Passa il dl sviluppo alla Camera. Berlusconi: «Follia una crisi al buio» – Rassegna stampa/1

Di Redazione
22 Giugno 2011
Il decreto sviluppo viene approvato alla Camera con 317 sì, 293 no e 2 astenuti. Poi Silvio Berlusconi va al Senato a parlare su invito del capo dello Stato Giorgio Napolitano: «E' interesse degli italiani che il governo completi la legislatura per mantenere i conti in ordine, eviteremo certamente di fare come alcuni paesi europei che si stanno dissanguando»

Ieri alla Camera il decreto sviluppo è passato, con voto di fiducia, con 317 sì contro 293 no e due astenuti. Il governo Berlusconi conquista la maggioranza assoluta a Montecitorio superando anche quota 316. Il decreto passa ora al Senato per essere approvato definitivamente.



Il presidente Silvio Berlusconi ieri, dopo aver votato alla Camera, ha anche parlato in aula al Senato, per le comunicazioni chieste dal presidente della Repubblica Giorgio Napolitano, dove ha ribadito la tenuta e gli obiettivi che il governo intende realizzare entro il 2013. “Per tre motivi il governo non può cadere ed è destinato ad arrivare alla fine della legislatura: perché «con Bossi hanno provato a dividerci, non ci sono riusciti e non ci riusciranno mai; perché oggi una crisi politica «sarebbe una sciagura finanziaria»; e infine perché «nelle grandi nazioni occidentali né le opposizioni, né i media, né l’opinione pubblica reclamano dimissioni di capi di governo in seguito a risultati elettorali di medio termine»” (Corriere, p. 3).

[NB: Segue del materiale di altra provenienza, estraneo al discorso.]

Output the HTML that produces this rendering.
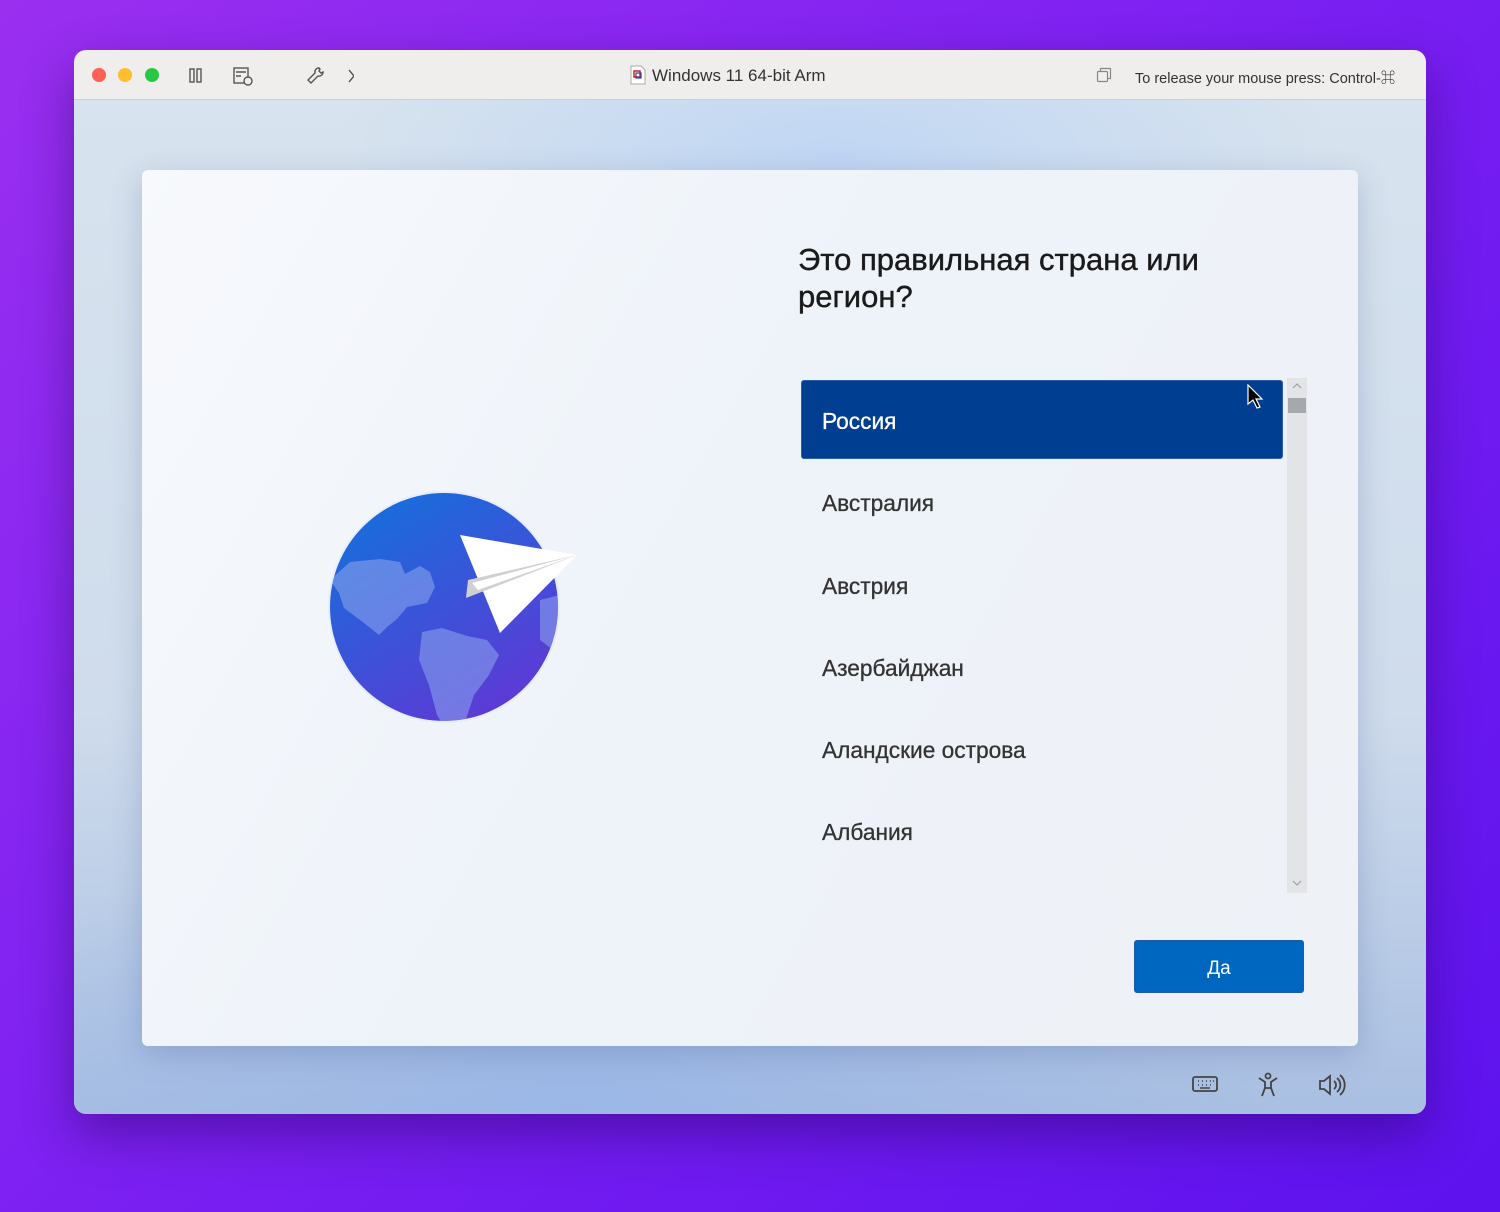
<!DOCTYPE html>
<html><head><meta charset="utf-8"><style>
*{margin:0;padding:0;box-sizing:border-box}
body{width:1500px;height:1212px;overflow:hidden;background:linear-gradient(135deg,#9a2ff0 0%,#7a1ff2 50%,#5d12ee 100%);font-family:"Liberation Sans","Noto Sans CJK SC",sans-serif;position:relative}
.win{position:absolute;left:74px;top:50px;width:1352px;height:1064px;border-radius:12px;overflow:hidden;box-shadow:0 20px 50px rgba(40,0,90,.45)}
.bar{position:absolute;left:0;top:0;width:100%;height:50px;background:#efeeed;border-bottom:1px solid #cfcfcf}
.dot{position:absolute;top:18px;width:14px;height:14px;border-radius:50%}
.vm{position:absolute;left:0;top:50px;width:100%;height:1014px;background:radial-gradient(ellipse 500px 200px at 760px 60px,#c0d6f4 0%,rgba(192,214,244,0) 100%),radial-gradient(ellipse 700px 300px at 500px 1020px,#9bb7e6 0%,rgba(155,183,230,0) 100%),linear-gradient(180deg,#d7e3ee 0%,#cfdcec 60%,#a9bfe2 100%)}
.card{position:absolute;left:68px;top:70px;width:1216px;height:876px;background:linear-gradient(120deg,#f7f9fc 0%,#eef3fa 45%,#eef1f6 100%);border-radius:6px;box-shadow:0 8px 30px rgba(60,80,140,.25)}
h1{position:absolute;left:656px;top:71px;font-size:31px;font-weight:normal;color:#1a1a1a;line-height:37px;width:460px;-webkit-text-stroke:0.4px #1a1a1a}
.item{position:absolute;left:680px;font-size:22.7px;color:#333;-webkit-text-stroke:0.3px #333}
.sel{position:absolute;left:659px;top:210px;width:482px;height:79px;background:#003e92;border:1px solid #2a5db0;border-radius:3px}
.sb{position:absolute;left:1145px;top:208px;width:20px;height:515px;background:#e2e4e8}
.btn{position:absolute;left:992px;top:770px;width:170px;height:53px;background:#0067c0;border-radius:3px;color:#fff;font-size:19px;text-align:center;line-height:56px;border:1px solid #1d5aa8}
</style></head><body>
<div class="win">
<div class="bar">
<div class="dot" style="left:18px;background:#fe5f57"></div>
<div class="dot" style="left:44px;background:#febc2e"></div>
<div class="dot" style="left:71px;background:#28c840"></div>
<svg style="position:absolute;left:110px;top:15px" width="170" height="22" fill="none" stroke="#555" stroke-width="1.4">
<rect x="6" y="4" width="4" height="13"/><rect x="13" y="4" width="4" height="13"/>
<rect x="50" y="3" width="14" height="15"/><path d="M52 7h10M52 11h5"/><circle cx="64" cy="16" r="4" fill="#efeeed"/>
<path d="M135 3a4 4 0 0 0-4 5l-7 7 3 3 7-7a4 4 0 0 0 5-4l-2 1-2-2 1-2z"/>
<path d="M165 5l5 6-5 6"/>
</svg>
<svg style="position:absolute;left:556px;top:15px" width="16" height="20"><path d="M1 1h10l4 4v14H1z" fill="#fff" stroke="#aaa"/><rect x="4" y="6" width="6" height="6" fill="none" stroke="#c22" stroke-width="1.5"/><rect x="6" y="8" width="5" height="5" fill="none" stroke="#24b" stroke-width="1.2"/></svg>
<div style="position:absolute;left:578px;top:16px;font-size:17px;color:#333">Windows 11 64-bit Arm</div>
<svg style="position:absolute;left:1022px;top:17px" width="16" height="16" fill="none" stroke="#888" stroke-width="1.2"><rect x="1.5" y="4.5" width="10" height="10" rx="1"/><path d="M4.5 4.5V1.5h10v10h-3"/></svg>
<div style="position:absolute;left:1061px;top:17px;font-size:14.5px;color:#333;white-space:nowrap">To release your mouse press: Control-⌘</div>
</div>
<div class="vm">
<div class="card">
<svg style="position:absolute;left:178px;top:310px" width="270" height="250" viewBox="320 480 270 250">
<defs><linearGradient id="g" x1="0" y1="0" x2="0.6" y2="1"><stop offset="0" stop-color="#0f74dc"/><stop offset="1" stop-color="#5b3bd6"/></linearGradient><clipPath id="c"><circle cx="444" cy="607" r="114"/></clipPath></defs>
<circle cx="444" cy="607" r="116" fill="#dfe8f8" opacity=".6"/>
<circle cx="444" cy="607" r="114" fill="url(#g)"/>
<g clip-path="url(#c)" fill="#8fa8ee" opacity=".55">
<path d="M330 580l20-18 30-3 20 3 5 12 15-8 10 6 5 15-8 16-20 4-10 12-10 8-8 8-15-12-20-15-5-15z"/>
<path d="M422 632l20-4 25 8 20 4 12 15-10 20-15 20-10 30-15 10-12-20-8-30-10-25z"/>
<path d="M540 600l20-5 20 10v40l-20 10-20-15z"/>
</g>
<path d="M460 535L577 555L500 633Z" fill="#fff"/>
<path d="M468 580L577 555L466 598Z" fill="#d0d0d0"/>
<path d="M472 583L577 555L478 590Z" fill="#fff"/>
</svg>
<h1>Это правильная страна или регион?</h1>
<div class="sel"></div>
<div class="item" style="top:238px;color:#fff;-webkit-text-stroke:0.3px #fff">Россия</div>
<svg style="position:absolute;left:1104px;top:214px" width="18" height="26"><path d="M2 1v19l5-4 4 8 3-1-4-8h6z" fill="#000" stroke="#fff" stroke-width="1.2"/></svg>
<div class="item" style="top:320px">Австралия</div>
<div class="item" style="top:403px">Австрия</div>
<div class="item" style="top:485px">Азербайджан</div>
<div class="item" style="top:567px">Аландские острова</div>
<div class="item" style="top:649px">Албания</div>
<div class="sb"><div style="position:absolute;left:1px;top:20px;width:18px;height:15px;background:#a5a8ad"></div>
<svg style="position:absolute;left:4px;top:3px" width="12" height="10" fill="none" stroke="#999"><path d="M2 7l4-4 4 4"/></svg>
<svg style="position:absolute;left:4px;top:500px" width="12" height="10" fill="none" stroke="#999"><path d="M2 3l4 4 4-4"/></svg></div>
<div class="btn">Да</div>
</div>
<svg style="position:absolute;left:1116px;top:972px" width="160" height="26" fill="none" stroke="#444" stroke-width="1.8">
<rect x="3" y="5" width="24" height="14" rx="2"/><path d="M8 9h1M12 9h1M16 9h1M20 9h1M24 9h-1M8 13h1M12 13h1M16 13h1M20 13h1M10 16h10" stroke-width="1.5"/>
<circle cx="78" cy="4" r="2.5"/><path d="M69 6l6 4v6l-3 8M87 6l-6 4v6l3 8M75 16h6"/>
<path d="M130 9h4l6-5v18l-6-5h-4z"/><path d="M144 9a5 5 0 0 1 0 8M147 6a9 9 0 0 1 0 14M150 3a13 13 0 0 1 0 20"/>
</svg>
</div>
</div>
</body></html>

«E’ interesse degli italiani – ha continuato Berlusconi – che il governo completi la legislatura per mantenere i conti in ordine e dare garanzie ai mercati, eviteremo certamente di fare come alcuni paesi europei che si stanno dissanguando. Sarebbe folle rimettere tutto in discussione con una crisi al buio, le locuste della speculazione aspettano le prossime prede per colpire».



Tra le misure annunciate, il cambiamento del patto di stabilità interno per le spese che riguardano i Comuni, invocato dalla Lega, la riforma fiscale con tre aliquote e cinque imposte, come annunciato in precedenza da Tremonti, la riforma della giustizia, quella costituzionale e infine il piano per il Sud.



”Ci tiene a precisare, e qui sembra rivolto ai centristi di Casini, che «non voglio per sempre restare a Palazzo Chigi e fare il leader del centrodestra», che l’obiettivo di medio periodo è lasciare «un grande partito ispirato ai principi del Ppe» (…) mentre dichiara che ha sempre «auspicato l’ingresso nella maggioranza delle forze più moderate che si riconoscono nel Ppe. Hanno risposto chiedendo una mia uscita di scena, ma è evidente che sollecitando un suicidio è impossibile un matrimonio»” (Corriere, p. 3).